You do not receive anything from hugging the squirrel except a little smiley icon letting you know she’s your friend now. It is something you could totally skip and still complete the game. But there is a powerful joy in the simple act of giving a hug, of seeing someone smile and knowing you’ve made their day just a little bit better. Dropsy wants you to go out of your way to show kindness to people and animals (and inanimate objects). Not because you need to, but because you feel compelled to.
There is no “point” to the vast majority of objectives in Dropsy except seeing someone smile after you’ve done something nice for them. In design terms, these encounters are useless fluff, distracting from the narrative by sending you all over the map for no reason other than to give someone a hug. And to be sure, most of the quests characters send you on are truly obnoxious, giving you little knowledge as to where to go or what you need and requiring you to retrace your steps dozens of times just to see if something has now changed. It’s not great game design, and the puzzles themselves are not terribly enjoyable.
But even Dropsy’s potentially accidental convolution seems to reinforce its message. It is not always easy to help people, but if kindness was a matter of convenience it wouldn’t mean anything. By going out of your way for someone you are showing them that they matter and you care about them. It could be as effortless as giving a homeless woman some food, or as involved as reuniting a family. In Dropsy you are rarely getting anything out of the exchange regardless of complexity, but they all matter to him and they matter to you. Because as good as that stranger feels to have had someone show them a random act of kindness, it feels even better to have done something kind yourself.
I have decided to leave the church. I am not going to tell anyone. There is no point in making a scene. But I am leaving for college and it will be as easy to simply slip away from the empty words and the consumerism. From the overly enthusiastic pop songs that border on self-parody. From the discrimination and hate that is somehow allowed to pass as Christian beliefs. This is not love. This is not God.
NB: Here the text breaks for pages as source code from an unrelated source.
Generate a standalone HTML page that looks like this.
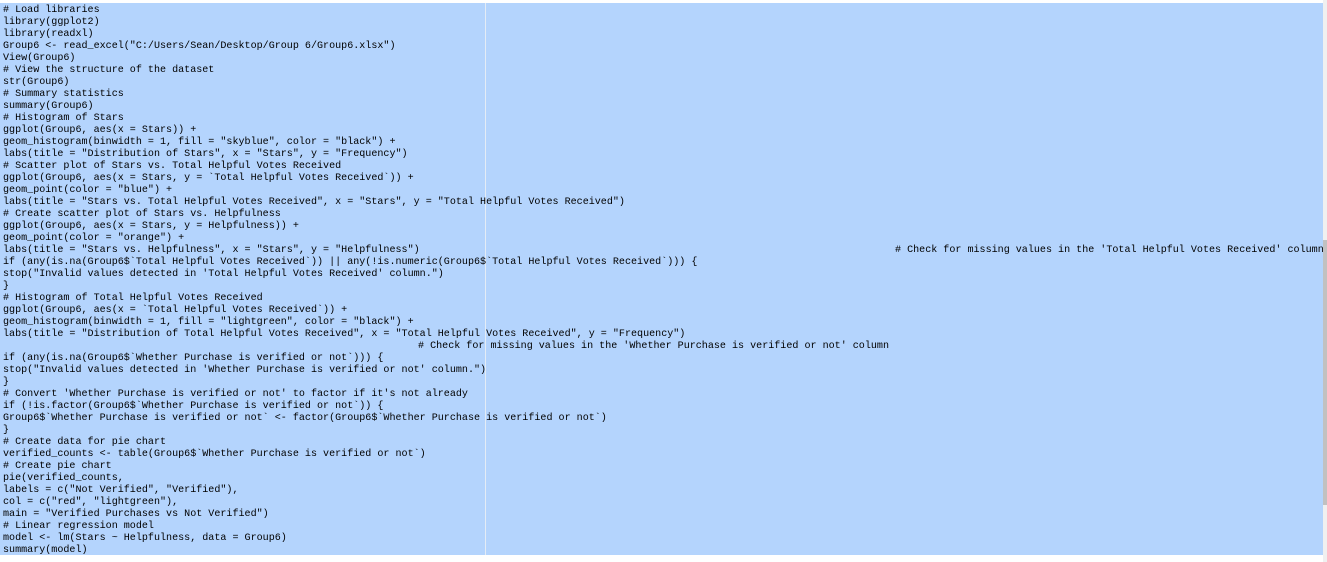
<!DOCTYPE html>
<html><head><meta charset="utf-8"><style>
html,body{margin:0;padding:0;width:1327px;height:562px;overflow:hidden;background:#fff;position:relative}
#sel{position:absolute;left:0;top:3px;width:1323px;height:552px;background:#b4d4fd}
#margin{position:absolute;left:485px;top:3px;width:1px;height:552px;background:#e4ecf6}
#sb1{position:absolute;left:1323px;top:0;width:4px;height:562px;background:#f0f0f0}
#sb2{position:absolute;left:1323px;top:240px;width:4px;height:265px;background:#c1c1c1}
#code{position:absolute;left:3px;top:5px;margin:0;font-family:"Liberation Mono",monospace;font-size:10.07px;line-height:12px;color:#000;white-space:pre}
.l{height:12px;position:relative}
.c{position:absolute;top:0}
</style></head><body>
<div id="sel"></div><div id="margin"></div><div id="sb1"></div><div id="sb2"></div>
<div id="code"><div class="l"># Load libraries</div><div class="l">library(ggplot2)</div><div class="l">library(readxl)</div><div class="l">Group6 &lt;- read_excel("C:/Users/Sean/Desktop/Group 6/Group6.xlsx")</div><div class="l">View(Group6)</div><div class="l"># View the structure of the dataset</div><div class="l">str(Group6)</div><div class="l"># Summary statistics</div><div class="l">summary(Group6)</div><div class="l"># Histogram of Stars</div><div class="l">ggplot(Group6, aes(x = Stars)) +</div><div class="l">geom_histogram(binwidth = 1, fill = "skyblue", color = "black") +</div><div class="l">labs(title = "Distribution of Stars", x = "Stars", y = "Frequency")</div><div class="l"># Scatter plot of Stars vs. Total Helpful Votes Received</div><div class="l">ggplot(Group6, aes(x = Stars, y = `Total Helpful Votes Received`)) +</div><div class="l">geom_point(color = "blue") +</div><div class="l">labs(title = "Stars vs. Total Helpful Votes Received", x = "Stars", y = "Total Helpful Votes Received")</div><div class="l"># Create scatter plot of Stars vs. Helpfulness</div><div class="l">ggplot(Group6, aes(x = Stars, y = Helpfulness)) +</div><div class="l">geom_point(color = "orange") +</div><div class="l">labs(title = "Stars vs. Helpfulness", x = "Stars", y = "Helpfulness")<span class="c" style="left:892px"># Check for missing values in the 'Total Helpful Votes Received' column</span></div><div class="l">if (any(is.na(Group6$`Total Helpful Votes Received`)) || any(!is.numeric(Group6$`Total Helpful Votes Received`))) {</div><div class="l">stop("Invalid values detected in 'Total Helpful Votes Received' column.")</div><div class="l">}</div><div class="l"># Histogram of Total Helpful Votes Received</div><div class="l">ggplot(Group6, aes(x = `Total Helpful Votes Received`)) +</div><div class="l">geom_histogram(binwidth = 1, fill = "lightgreen", color = "black") +</div><div class="l">labs(title = "Distribution of Total Helpful Votes Received", x = "Total Helpful Votes Received", y = "Frequency")</div><div class="l"><span class="c" style="left:415px"># Check for missing values in the 'Whether Purchase is verified or not' column</span></div><div class="l">if (any(is.na(Group6$`Whether Purchase is verified or not`))) {</div><div class="l">stop("Invalid values detected in 'Whether Purchase is verified or not' column.")</div><div class="l">}</div><div class="l"># Convert 'Whether Purchase is verified or not' to factor if it's not already</div><div class="l">if (!is.factor(Group6$`Whether Purchase is verified or not`)) {</div><div class="l">Group6$`Whether Purchase is verified or not` &lt;- factor(Group6$`Whether Purchase is verified or not`)</div><div class="l">}</div><div class="l"># Create data for pie chart</div><div class="l">verified_counts &lt;- table(Group6$`Whether Purchase is verified or not`)</div><div class="l"># Create pie chart</div><div class="l">pie(verified_counts,</div><div class="l">labels = c("Not Verified", "Verified"),</div><div class="l">col = c("red", "lightgreen"),</div><div class="l">main = "Verified Purchases vs Not Verified")</div><div class="l"># Linear regression model</div><div class="l">model &lt;- lm(Stars ~ Helpfulness, data = Group6)</div><div class="l">summary(model)</div></div>
</body></html>
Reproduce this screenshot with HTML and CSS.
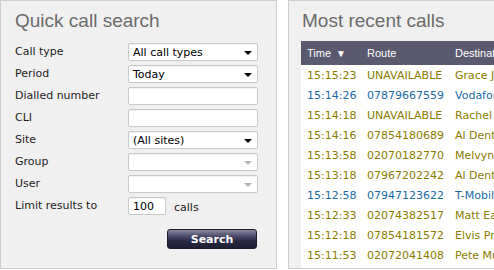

I do not know yet what I believe, but I know that whatever it is, I will not find it among people who keep screaming as if to convince each other that they actually believe what they preach.
It is difficult to talk about Dropsy without sounding cheesy and grossly sentimental. It is a game about unconditional love with a dedicated hug button, and your character never stops smiling. Dropsy is almost nauseatingly sweet, but it is also entirely genuine. Critics often like to talk about being able to see the love put into a piece of art, but with Dropsy that love is thick and tangible. It isn’t the game’s attention to detail or its cleverness that shows how much its creators poured themselves into making it, but its warmth and joy.
Dropsy is a game about making people happy, but it is also one meant to make you, the player, happy. As the world figuratively and literally burns itself to the ground, it is distressingly easy to slip into depression. Often it can feel childish to focus on small joys when you consider the enormity of the problems facing us today. But it is in times like these that finding a source of happiness is more important than ever.
Games like Dropsy remind us of the power of small actions and simple pleasures. It reminds us that art doesn’t have to be challenging or complex to be meaningful, and that positive emotions are not as worthless as the world wants you to believe. It reminds us that it is OK to feel happy when things are going bad, and that there are still people who truly want to make the world a better place for everyone. It reminds us that it is easy to hate people and a lot harder to love them, and it does so with such earnestness that it is clear the game recognizes the difficulty of what it’s asking but believes it important enough to do so all the same. Dropsy is a game that is powerfully loving in a way most media only plays at, and I cannot overstate how rare and significant that is.
I have accompanied my family to Christmas mass. It feels sacrilegious to attend a service where I don’t believe what’s being preached, but I know it matters to my parents so I don’t fuss. As I wait for the mass to start I look at the people around me and realize how many are as out of place as I am. A woman a few rows ahead of me is wearing a Krampus vest and I can’t help but laugh.
As the mass begins, I am struck by the warmth around me. So many of the people here are not going to come back next Sunday, but for this moment it doesn’t matter what their beliefs are or what their dedication may be. What matters is that they’re here because they want to be, and for the first time in my life I begin to feel the sort of comfort that so many seem to find in a religion I’ve long abandoned. Maybe, I think, maybe all that talk about loving everyone unconditionally, perhaps some people truly do believe it. I want to freeze this moment and live in it, so I can remember what it feels like to be surrounded by freaks and evangelists and sinners. To recognize the misfits and the church goers, and feel like, at least for a moment, we all belong together.